→ **WHAT THE TASK ASKS**
Exclude the pictures; give every entry again exactly as written.

→ **EXTRACTED DATA**
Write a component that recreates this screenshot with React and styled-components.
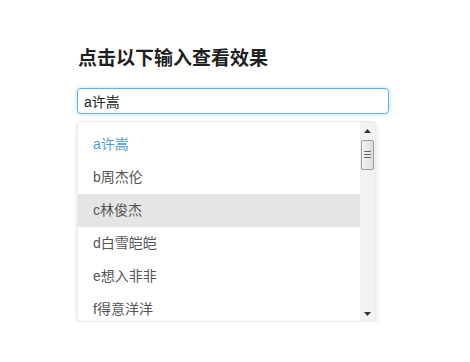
import React, { useState } from 'react';
import styled, { createGlobalStyle } from 'styled-components';

const GlobalStyle = createGlobalStyle`
  html, body {
    margin: 0;
    padding: 0;
    background: #fff;
  }
  body {
    font-family: "Liberation Sans", "Noto Sans CJK SC", sans-serif;
  }
`;

const Page = styled.div`
  /* page wrapper */
  padding: 44px 0 0 77px;
  width: 312px;
`;

const Title = styled.h3`
  margin: 0 0 18px 1px;
  font-size: 19px;
  line-height: 26px;
  font-weight: bold;
  color: #1f1f1f;
  font-family: "Noto Sans CJK SC", sans-serif;
`;

const SearchInput = styled.input`
  /* focused text box */
  box-sizing: border-box;
  display: block;
  width: 312px;
  height: 26px;
  padding: 0 6px;
  border: 1px solid #66afe9;
  border-radius: 4px;
  outline: none;
  box-shadow: 0 0 4px rgba(102, 175, 233, 0.45);
  font-size: 14px;
  color: #222;
  font-family: "Liberation Sans", "Noto Sans CJK SC", sans-serif;
`;

const Dropdown = styled.div`
  /* suggestion list */
  box-sizing: border-box;
  display: flex;
  margin-top: 7px;
  width: 299px;
  height: 201px;
  border: 1px solid #ebebeb;
  border-radius: 3px;
  box-shadow: 0 2px 5px rgba(0, 0, 0, 0.12);
  background: #fff;
  overflow: hidden;
`;

const List = styled.ul`
  flex: 1;
  margin: 0;
  padding: 6px 0 0;
  list-style: none;
  overflow: hidden;
`;

const Item = styled.li`
  height: 33px;
  line-height: 33px;
  padding-left: 15px;
  font-size: 14px;
  color: ${(p) => (p.$match ? '#4b9ed8' : '#555')};
  background: ${(p) => (p.$hover ? '#e5e5e5' : 'transparent')};
  cursor: pointer;
`;

const ScrollBar = styled.div`
  /* classic scrollbar */
  width: 15px;
  display: flex;
  flex-direction: column;
  align-items: center;
  background: #f2f2f2;
`;

const ArrowButton = styled.div`
  height: ${(p) => p.$h}px;
  width: 100%;
  display: flex;
  align-items: center;
  justify-content: center;
`;

const Thumb = styled.div`
  box-sizing: border-box;
  width: 13px;
  height: 30px;
  border: 1px solid #9a9a9a;
  border-radius: 2px;
  background: linear-gradient(to right, #f4f4f4, #dcdcdc);
  display: flex;
  align-items: center;
  justify-content: center;
`;

const Track = styled.div`
  flex: 1;
`;

const names = ['a许嵩', 'b周杰伦', 'c林俊杰', 'd白雪皑皑', 'e想入非非', 'f得意洋洋'];

const App = () => {
  const [value, setValue] = useState('a许嵩');
  const [hover, setHover] = useState(2);

  return (
    <>
      <GlobalStyle />
      <Page>
        <Title>点击以下输入查看效果</Title>
        <SearchInput autoFocus value={value} onChange={(e) => setValue(e.target.value)} />
        <Dropdown>
          <List>
            {names.map((n, i) => (
              <Item
                key={n}
                $match={n === value}
                $hover={i === hover}
                onMouseEnter={() => setHover(i)}
                onClick={() => setValue(n)}
              >
                {n}
              </Item>
            ))}
          </List>
          <ScrollBar>
            <ArrowButton $h={18}>
              <svg width="7" height="4" viewBox="0 0 7 4">
                <path d="M3.5 0 L7 4 L0 4 Z" fill="#333" />
              </svg>
            </ArrowButton>
            <Thumb>
              <svg width="7" height="9" viewBox="0 0 7 9">
                <path d="M0 0.5 H7 M0 3.5 H7 M0 6.5 H7" stroke="#666" strokeWidth="1" />
              </svg>
            </Thumb>
            <Track />
            <ArrowButton $h={15}>
              <svg width="7" height="4" viewBox="0 0 7 4">
                <path d="M0 0 L7 0 L3.5 4 Z" fill="#333" />
              </svg>
            </ArrowButton>
          </ScrollBar>
        </Dropdown>
      </Page>
    </>
  );
};

export default App;
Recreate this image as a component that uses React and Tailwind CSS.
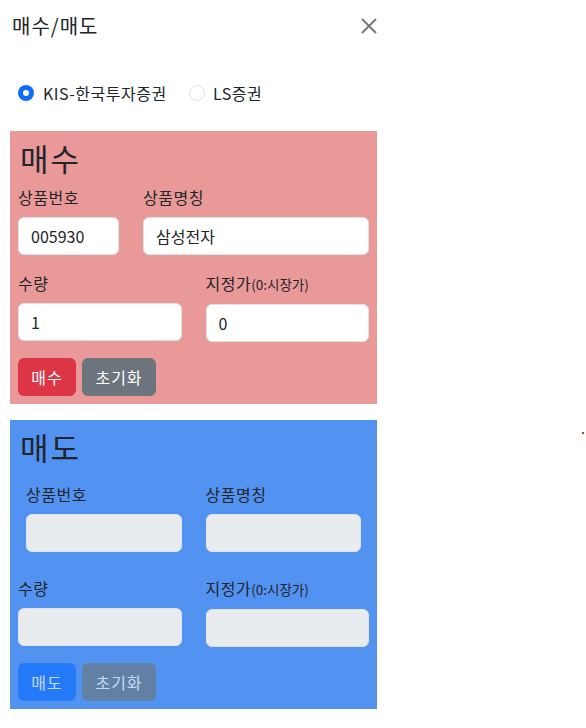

→ **RESULT OF THE EXERCISE**
Write a component that recreates this screenshot with React and styled-components.
import React, { useState } from 'react';
import styled, { createGlobalStyle } from 'styled-components';

const GlobalStyle = createGlobalStyle`
  html, body {
    margin: 0;
    padding: 0;
    background: #fff;
  }
  body {
    font-family: "Liberation Sans", "Noto Sans CJK SC", sans-serif;
  }
`;

const Page = styled.div`
  /* page wrapper */
  padding: 44px 0 0 77px;
  width: 312px;
`;

const Title = styled.h3`
  margin: 0 0 18px 1px;
  font-size: 19px;
  line-height: 26px;
  font-weight: bold;
  color: #1f1f1f;
  font-family: "Noto Sans CJK SC", sans-serif;
`;

const SearchInput = styled.input`
  /* focused text box */
  box-sizing: border-box;
  display: block;
  width: 312px;
  height: 26px;
  padding: 0 6px;
  border: 1px solid #66afe9;
  border-radius: 4px;
  outline: none;
  box-shadow: 0 0 4px rgba(102, 175, 233, 0.45);
  font-size: 14px;
  color: #222;
  font-family: "Liberation Sans", "Noto Sans CJK SC", sans-serif;
`;

const Dropdown = styled.div`
  /* suggestion list */
  box-sizing: border-box;
  display: flex;
  margin-top: 7px;
  width: 299px;
  height: 201px;
  border: 1px solid #ebebeb;
  border-radius: 3px;
  box-shadow: 0 2px 5px rgba(0, 0, 0, 0.12);
  background: #fff;
  overflow: hidden;
`;

const List = styled.ul`
  flex: 1;
  margin: 0;
  padding: 6px 0 0;
  list-style: none;
  overflow: hidden;
`;

const Item = styled.li`
  height: 33px;
  line-height: 33px;
  padding-left: 15px;
  font-size: 14px;
  color: ${(p) => (p.$match ? '#4b9ed8' : '#555')};
  background: ${(p) => (p.$hover ? '#e5e5e5' : 'transparent')};
  cursor: pointer;
`;

const ScrollBar = styled.div`
  /* classic scrollbar */
  width: 15px;
  display: flex;
  flex-direction: column;
  align-items: center;
  background: #f2f2f2;
`;

const ArrowButton = styled.div`
  height: ${(p) => p.$h}px;
  width: 100%;
  display: flex;
  align-items: center;
  justify-content: center;
`;

const Thumb = styled.div`
  box-sizing: border-box;
  width: 13px;
  height: 30px;
  border: 1px solid #9a9a9a;
  border-radius: 2px;
  background: linear-gradient(to right, #f4f4f4, #dcdcdc);
  display: flex;
  align-items: center;
  justify-content: center;
`;

const Track = styled.div`
  flex: 1;
`;

const names = ['a许嵩', 'b周杰伦', 'c林俊杰', 'd白雪皑皑', 'e想入非非', 'f得意洋洋'];

const App = () => {
  const [value, setValue] = useState('a许嵩');
  const [hover, setHover] = useState(2);

  return (
    <>
      <GlobalStyle />
      <Page>
        <Title>点击以下输入查看效果</Title>
        <SearchInput autoFocus value={value} onChange={(e) => setValue(e.target.value)} />
        <Dropdown>
          <List>
            {names.map((n, i) => (
              <Item
                key={n}
                $match={n === value}
                $hover={i === hover}
                onMouseEnter={() => setHover(i)}
                onClick={() => setValue(n)}
              >
                {n}
              </Item>
            ))}
          </List>
          <ScrollBar>
            <ArrowButton $h={18}>
              <svg width="7" height="4" viewBox="0 0 7 4">
                <path d="M3.5 0 L7 4 L0 4 Z" fill="#333" />
              </svg>
            </ArrowButton>
            <Thumb>
              <svg width="7" height="9" viewBox="0 0 7 9">
                <path d="M0 0.5 H7 M0 3.5 H7 M0 6.5 H7" stroke="#666" strokeWidth="1" />
              </svg>
            </Thumb>
            <Track />
            <ArrowButton $h={15}>
              <svg width="7" height="4" viewBox="0 0 7 4">
                <path d="M0 0 L7 0 L3.5 4 Z" fill="#333" />
              </svg>
            </ArrowButton>
          </ScrollBar>
        </Dropdown>
      </Page>
    </>
  );
};

export default App;
Recreate this image as a component that uses React and Tailwind CSS.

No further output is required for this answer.